Chi vuole riformare l’Ordine concentra la sua attenzione e il proprio impegno sugli aspetti previdenziali, sindacali, aziendali. Sono cose utili perché è sempre utile fare meglio il proprio lavoro, rendere più snello il servizio, fare chiarezza dove c’è poca luce. Tuttavia, si tratta pur sempre di un’opera di riordino tutta interna alla categoria che non mette mai in discussione il principio che trasforma il giornalismo in corporazione. Questo principio stabilisce che per praticare il giornalismo è necessario essere iscritti all’Ordine che ha due albi: pubblicisti e professionisti. Soltanto chi è iscritto all’Ordine può dirigere un giornale perché può assumere l’incarico di “direttore responsabile”. Sebbene, dunque, l’Ordine si basi sulla libertà di espressione garantita dalla Costituzione, è l’Ordine a regolamentare la professione ed a rendere praticabile concretamente un diritto costituzionale che non avrebbe bisogno di nulla più per essere esercitato. Sono, purtroppo, gli stessi giornalisti a non toccare questo tasto da cui dipende non solo la comprensione di cosa sia l’Ordine ma anche e soprattutto l’esercizio della libertà di espressione e stampa.
Naturalmente, l’Ordine ribatte che la sua esistenza è necessaria per tutelare i giornalisti. In realtà, è vero il contrario: è l’esistenza dei giornalisti che tutela l’Ordine. Infatti, la condizione necessaria per accedere all’Ordine è la stipula di un contratto con un giornale in cui facendo il praticantato si matura, dopo 18 mesi, il diritto a sostenere l’esame per essere iscritti all’albo dei professionisti. Dunque, la cosa fondamentale non è l’iscrizione, che è secondaria, ma il contratto che è primario. L’esame, pomposamente definito di Stato, è un controsenso perché verifica se si sa fare ciò che già si sta facendo o si è fatto.

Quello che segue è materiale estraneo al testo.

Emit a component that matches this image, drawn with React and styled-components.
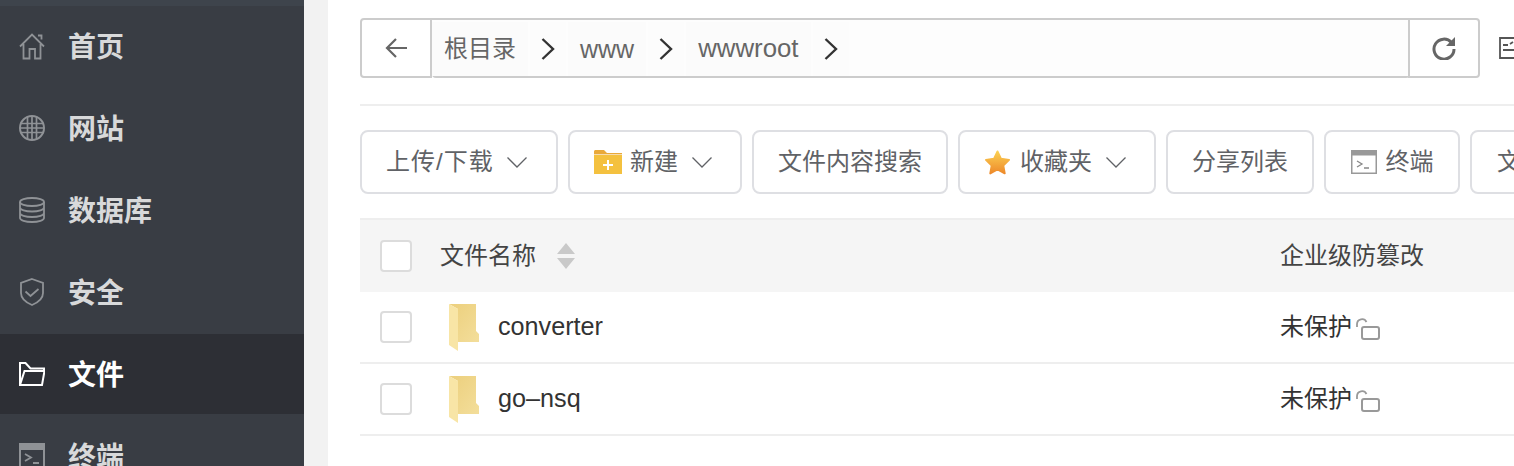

Il giornalismo, come quasi tutte le cose della vita e del lavoro, non si impara con la teoria ma con la pratica. Negli ultimi venti anni, però, questa sana regola è stata sovvertita con la diffusione delle scuole di giornalismo che con i loro corsi permettono di sostenere l’esame conseguendo così il titolo di giornalista regolarmente iscritto all’Ordine. E’ la stessa logica del diploma scolastico o della laurea accademica che privilegia il titolo rispetto allo studio e alla ricerca svalutando così i titoli che diventano “pezzi di carta”. Nel caso del giornalismo è ancora più evidente dal momento che è il lavoro che permette l’iscrizione all’Ordine e non è l’iscrizione all’Ordine che consente di avere un lavoro. Capovolgendo l’ordine dei fattori, questa volta il prodotto cambia: nel primo caso si hanno giornalisti, nel secondo disoccupati.
Dunque, come si vede, riformare l’Ordine significa toccare la carne viva del lavoro, della libertà, della responsabilità, mentre gli aspetti della previdenza e del sindacato, pur importanti, sono secondari, tant’è vero che possono esistere anche senza l’ordine professionale. Piuttosto che di una riforma dell’Ordine bisognerebbe concentrare l’attenzione su cosa sia l’attività giornalistica che non è fatta solo nei giornali a stampa (regolamentati professionalmente dall’Ordine) ma anche e ormai soprattutto da un mondo telematico che rappresenta al contempo la morte e la rinascita del giornalismo.